The film also hits upon the conflict between traditional and modern values, especially as Ah Fei and her mother vie for the direction of her own life (and which leads to Ah Fei living a somewhat alienated existence), as Ah Fei struggles to assert her own independence, as a financially successful modern woman, yet still under the control of her mother, and expected to support her family (with one of them, her older brother, probably best described as a dead beat). This conflict is probably best visualized by the contrasts that the film draws between the two prospective marriages in the film. The marriage between Ah Fei’s mother and father was an arranged one, while Ah Fei chose her husband; in the flashback to the wedding, we see Ah Fei’s mother in her traditional red and gold wedding dress, but Ah Fei wears a very elaborate, Western-style, white wedding dress (the only real memorable instance of characters wearing white is in the beginning of the film, during a Confucian funeral). An interesting theme, common to many films, and I can not wait to see it elaborated in future retrospectives.

*Simply put, last week’s episode of 24 was one of the best hours of television I have seen in a long time (at least for a show not associated with Joss Whedon). For a plot-dominated show, an entire episode almost devoted entirely to characterization is a relative rarity, and it was as well-executed as the shows tried and true plot twists (and the final three-way view of the nuclear bomb was poetic in my view, utilizing the shows stylistic traits to great expressive effect). I mean, they actually made Kim Bauer relevant to the storyline in perhaps the episode’s most moving moments, as Jack and daughter have their “last talk.” But there was also the reactions of Kate Warner and President Palmer to Jack’s decision. But really, I think the episode belongs to Xander Berkeley, who plays the doomed George Mason; even if his appearance in the Cesna was predictable (I spent most of the show wandering how long it would take Jack to figure out that Mason was on-board, especially since the director refused to show the back of the plane), it was powerful. His counseling of Jack and sacrifice is among this season’s top three emotional moments (the other being the earlier conversation between Mason and his estranged son, and the Jack-Kim conversation). Give this man an Emmy!

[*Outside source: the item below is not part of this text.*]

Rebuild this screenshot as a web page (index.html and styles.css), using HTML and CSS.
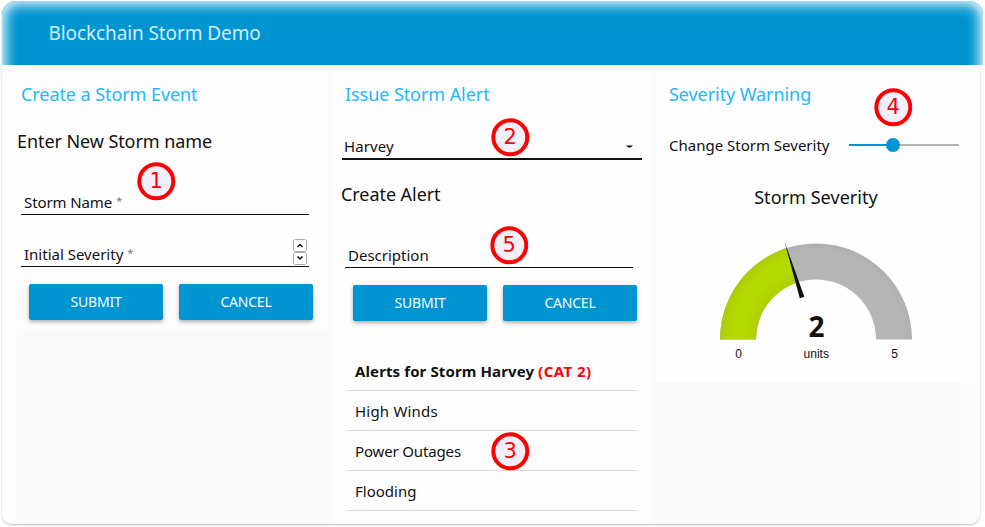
FILE: index.html
```html
<!DOCTYPE html>
<html lang="en">
<head>
<meta charset="utf-8">
<title>Blockchain Storm Demo</title>
<link rel="stylesheet" href="styles.css">
</head>
<body>
<div class="app">
  <header class="toolbar"><h1><span>Blockchain Storm Demo</span></h1></header>
  <main class="columns">
    <section class="card event">
      <h2><span class="t-create">Create a Storm Event</span></h2>
      <h3><span class="t-enter">Enter New Storm name</span></h3>
      <div class="field"><span class="t-name">Storm Name</span><sup>*</sup></div>
      <div class="field second"><span class="t-initial">Initial Severity</span><sup>*</sup>
        <span class="spinner">
          <svg viewBox="0 0 14 13"><rect x=".5" y=".5" width="13" height="12" rx="2"/><path d="M4.5 8 7 5.500 9.500 8"/></svg>
          <svg viewBox="0 0 14 13"><rect x=".5" y=".5" width="13" height="12" rx="2"/><path d="M4.500 4.500 7 7 9.500 4.500"/></svg>
        </span>
      </div>
      <div class="actions"><button><span class="t-submit">SUBMIT</span></button><button><span class="t-cancel">CANCEL</span></button></div>
    </section>
    <section class="card alert">
      <h2><span class="t-issue">Issue Storm Alert</span></h2>
      <div class="select"><span class="t-harvey">Harvey</span><svg class="caret" viewBox="0 0 8 4"><path d="M0 .5h7L4.500 2.500h-2z"/></svg></div>
      <h3><span class="t-alert">Create Alert</span></h3>
      <div class="field"><span class="t-desc">Description</span></div>
      <div class="actions"><button><span class="t-submit">SUBMIT</span></button><button><span class="t-cancel">CANCEL</span></button></div>
      <ul class="alerts">
        <li class="head"><span class="t-head">Alerts for Storm Harvey</span><span class="cat">(CAT 2)</span></li>
        <li><span class="t-winds">High Winds</span></li>
        <li><span class="t-power">Power Outages</span></li>
        <li><span class="t-flood">Flooding</span></li>
      </ul>
    </section>
    <section class="card warning">
      <h2><span class="t-warn">Severity Warning</span></h2>
      <div class="slide-row"><span class="t-change">Change Storm Severity</span><div class="slider"><i></i></div></div>
      <h3><span class="t-sev">Storm Severity</span></h3>
      <svg class="gauge" viewBox="656 209 320 173">
        <defs>
          <radialGradient id="gray" gradientUnits="userSpaceOnUse" cx="816" cy="339.500" r="96"><stop offset=".65" stop-color="#b6b6b6"/><stop offset=".93" stop-color="#b4b4b4"/><stop offset="1" stop-color="#b0b0b0"/></radialGradient>
          <radialGradient id="lime" gradientUnits="userSpaceOnUse" cx="816" cy="339.500" r="96"><stop offset=".63" stop-color="#afd000"/><stop offset=".75" stop-color="#b3d900"/><stop offset=".88" stop-color="#b3d900"/><stop offset="1" stop-color="#accc08"/></radialGradient>
        </defs>
        <path fill="url(#gray)" d="M720 339.500A96 96 0 0 1 912 339.500H876A60 60 0 0 0 756 339.500Z"/>
        <path fill="url(#lime)" d="M720 339.500A96 96 0 0 1 786.300 248.200L797.500 282.400A60 60 0 0 0 756 339.500Z"/>
        <path fill="#111" d="M784.500 241.500 804.300 296.700 799.800 298.300Z"/>
        <text class="value" x="816.500" y="337">2</text>
        <text x="738.500" y="358">0</text><text x="816.300" y="358">units</text><text x="894.500" y="358">5</text>
      </svg>
    </section>
  </main>
</div>
<b class="badge b1">1</b><b class="badge b2">2</b><b class="badge b3">3</b><b class="badge b4">4</b><b class="badge b5">5</b>
</body>
</html>
```
FILE: styles.css
```css
* { box-sizing: border-box; }
body { margin: 0; height: 527px; overflow: hidden; background: #fff; color: #111; font: 15px/20px "Noto Sans", sans-serif; position: relative; padding: 1px 2px 0; }
h1, h2, h3, ul { margin: 0; padding: 0; font-weight: 400; }
h1 span, h2 span, h3 span { white-space: nowrap; }
.app { position: relative; width: 978px; height: 523px; background: linear-gradient(90deg, #fff, #fafafa 22px, #fafafa 950px, #fcfcfc); box-shadow: 0 1px 2px rgba(0,0,0,.28); border-radius: 14px 14px 10px 10px; }
.toolbar { position: relative; width: 981px; height: 64px; padding: 19px 0 0 46.5px; overflow: hidden; background: #0094d0; border-radius: 14px 14px 0 0; color: #d0eefa; }
.toolbar::after { content: ""; position: absolute; inset: 0 0 -40px; border-radius: 14px; box-shadow: inset 0 0 13px 3px #fff; }
h1 { font-size: 19px; line-height: 26px; letter-spacing: -.1px; }
.columns { display: grid; grid-template-columns: repeat(3, 320px); gap: 4px; padding: 6px 0 0 6px; align-items: start; }
.card { background: #fefefe; padding: 11px 13px 0; }
.event { height: 258px; }
.alert { height: 452px; }
.warning { height: 311px; }
h2 { font-size: 18px; line-height: 24px; color: #22b8fa; letter-spacing: -.07px; }
h3 { font-size: 18px; line-height: 24px; letter-spacing: -.06px; }
.event h3 { margin: 23px 0 0 -4px; letter-spacing: -.08px; }
.field { width: 288px; height: 23px; margin-top: 39px; padding-left: 3px; border-bottom: 1px solid #111; display: flex; }
.field.second { margin-top: 29px; }
.t-name { letter-spacing: -.1px; }
.t-power { letter-spacing: -.15px; }
.t-winds { letter-spacing: .2px; }
.t-harvey { letter-spacing: .1px; }
.t-submit, .t-cancel { letter-spacing: -.2px; }
sup { font-size: 11px; line-height: 18px; margin-left: 4px; color: #777; }
.spinner { margin: -5px 2px 0 auto; width: 14px; height: 26px; display: flex; flex-direction: column; }
.spinner svg { width: 14px; height: 13px; fill: #fff; stroke: #aaa; }
.spinner path { fill: none; stroke: #111; stroke-width: 1.5; }
.actions { display: flex; gap: 16px; margin: 17px 0 0 8px; width: 284px; }
button { width: 134px; height: 36px; border: 0; border-radius: 2px; padding: 0; background: #0094d0; color: #f2fbff; font: 14px/36px "Noto Sans", sans-serif; box-shadow: 0 2px 4px rgba(0,0,0,.32); }
.select { margin: 30px 0 0 -3px; width: 300px; height: 24px; padding: 0 8px 0 2px; border-bottom: 2px solid #111; display: flex; justify-content: space-between; }
.caret { width: 8px; height: 4px; margin-top: 9px; }
.alert h3 { margin: 22px 0 0 -4px; }
.alerts { list-style: none; width: 290px; margin: 30px 0 0 2px; }
.alerts li { height: 40px; border-bottom: 1px solid #dadada; padding: 10px 0 0 8px; white-space: nowrap; display: flex; }
.head { font-weight: 700; letter-spacing: .11px; }
.cat { color: #f00; margin-left: 4px; letter-spacing: .45px; }
.slide-row { display: flex; width: 290px; margin-top: 29px; height: 20px; justify-content: space-between; align-items: center; white-space: nowrap; }
.slider { width: 110px; height: 2px; background: linear-gradient(90deg, #0094d0 44px, #b3b3b3 44px); padding-left: 37px; }
.slider i { display: block; width: 14px; height: 14px; margin-top: -6px; border-radius: 50%; background: #0094d0; }
.warning h3 { margin-top: 30px; text-align: center; letter-spacing: .05px; }
.gauge { display: block; width: 320px; height: 173px; margin-left: -13px; }
.gauge text { font: 12px "Liberation Sans", sans-serif; text-anchor: middle; fill: #111; }
.gauge .value { font: 700 28px "Noto Sans", sans-serif; }
.badge { position: absolute; width: 38px; height: 38px; border: 4px solid #f00; border-radius: 50%; background: #f0f0fd; color: #f00; font: 400 21px/30px "DejaVu Sans", sans-serif; text-align: center; transform: translate(.3px, .3px); }
.b1 { left: 137px; top: 162px; }
.b2 { left: 491px; top: 118px; }
.b3 { left: 491px; top: 432px; }
.b4 { left: 874px; top: 88px; }
.b5 { left: 490px; top: 226px; }
```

Most surprisingly, in terms of plot, a show ostensibly about a terrorist nuclear attack is now apparently beginning to move towards a larger story of a massive government conspiracy to instigate a war between the US and three (unnamed) Middle Eastern countries, involving members of the NSA, CIA, the military, and Congress (even though the President is a virtuous person), it’s something of a throwback to the 70s style government paranoia thrillers like The Parallax View and Three Days of the Condor. Wow, that’s surprising, (1) for coming from a show on Rupert Murdoch’s FOX network, and (2) given our current political and military climate; I’m surprised Ari Fleischer hasn’t told the American people “that they need to watch what they are watching on TV.” I actually looked for conservative political commentary on 24 on the Internet, but I couldn’t find any. If anyone has any links, post them in comments, I would be interested in reading them.

*Came across this article on some Buffy news boards, it’s part one of a round table discussion of the seventh season of Buffy the Vampire Slayer conducted by David Lavery and Rhonda Wilcox of Slayage: The Online International Journal of Buffy Studies (yes, this is a serious academic website), James South, professor of philosophy at Marquette University (he edited a book Buffy the Vampire Slayer and Philosophy which is out this March; it is part of the a popular culture/philosophy series which includes The Simpsons and Philosophy: The D’oh of Homer and Seinfeld and Philosophy), and Salon critic Stephanie Zacharek. There is one comment in particular from James South, which is a useful description of the television that I enjoy:

One reason it's too early to make a real assessment is because it's clear the writers have just given up making episodic television. That's not meant as a criticism, just a statement of fact. There is no longer any way to assess an episode or series of episodes until we've see the trajectory of the entire season. The show has become so dense with allusions to itself, the story lines so complicated, that no closure is possible within any one episode.

*Lastly, while I was waiting for the screening of Ah Fei to begin, I was reading the program guide for the Wisconsin Film Festival; in the promotional essay detailing “Wisconsin’s Own Filmmakers” I came across a few sentences that caught my attention: “And while we’re not sure whether Saving Human Lives in which a lonely hitchhiker waits for a ride along a rural highway on a bleak wintry day is autobiographical, filmmakers and Wisconsin natives Joe Pickett, Matt Lee and Mark Proksch assure us that it was shot in the coldest weather ever.” I was just idly scanning this essay when I came across this passage, but the name Mark Proksch stood out because I went to high school with a Mark Proksch. Since it was not a common name, I thought it might be the same guy, and then I noticed the name Matt Lee, who was one of my best friends in high school (the two of them had gone to UW-Eau Claire for college), and who I haven’t seen since 1998. Apparently they started a film collective called Cine-Magic in St. Paul which makes 8mm short films, a trip to their website confirmed it was the guys I knew. Though I won’t be able to attend their screening, as I already bought my tickets, I was able to view their short film Saving Human Lives online here. I thought I would post it here as a shout out to them. Hmmm, maybe I should invest in that camera I was always talking about buying.